Ain't It Cool News gave the film a mixed review, saying the effects were a step down from the work of Phil Tippett in the second film, but welcomed the return to the satirical tone of the first film. The reviewer found the satire uneven, too specific at times, but also at other times unclear. He notes the problems and limitations of direct-to-video productions but concludes "if you can get past that and you enjoy this world then there is goofy fun to be had."

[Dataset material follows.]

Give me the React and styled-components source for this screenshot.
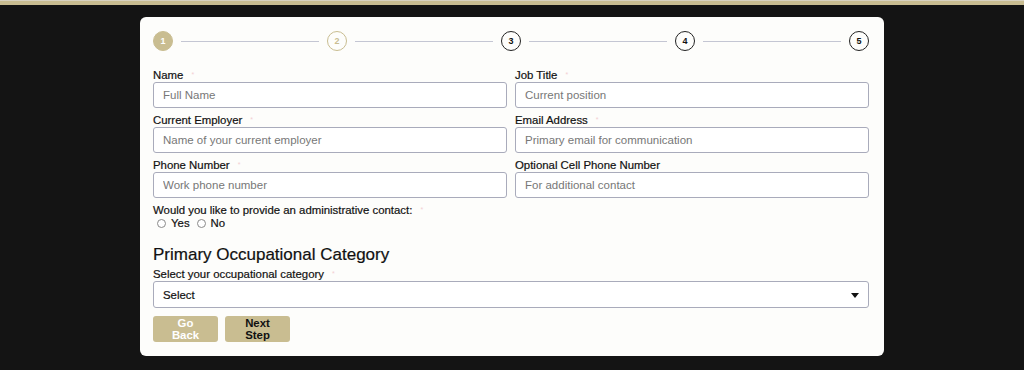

Lowe at IGN gave the film three out of ten and although he was impressed by the production values, he was not impressed by the film: "The bottom line is that Starship Troopers 3 is a film that even Starship Troopers fans will have trouble enjoying. Even the return of Casper Van Dien and added studio interest and budget could not salvage this film from the perils of its own shortcomings."
David Nusair of ReelFilm found it less effective than the second film and called it "a misfire of near epic proportions".

===Accolades===

In March 2009, Starship Troopers 3: Marauder was nominated for a 2009 Saturn Award in the Best DVD Release Category.

==Home media==
The film was released both Blu-ray and DVD on August 5, 2008. It is also part of Starship Troopers Trilogy DVD set, which contains the first three films in the series. Stephen Hogan's rendition of the theme song "A Good Day to Die" as Sky Marshall Omar Anoke is a bonus feature in the Blu-ray release. Film critic Joe Leydon wrote for Variety: "Omar Anoke, the heroic sky marshal in charge of battling the big bugs, is a charismatic celebrity and chart-topping singer whose onstage movements and militaristic song list suggest Adolf Hitler as an American Idol contestant." Scott Lowe of IGN wrote: "the Sky Marshal's saber rattling pop single ... calls to mind Lee Greenwood's 'I'm Proud to Be an American,'" despite also commenting it's "the most ridiculous and time wasting feature."

Home media sales totaled $4,989,719.

==Animated sequels==

It is followed by two animated films, Starship Troopers: Invasion (2012) and Starship Troopers: Traitor of Mars (2017).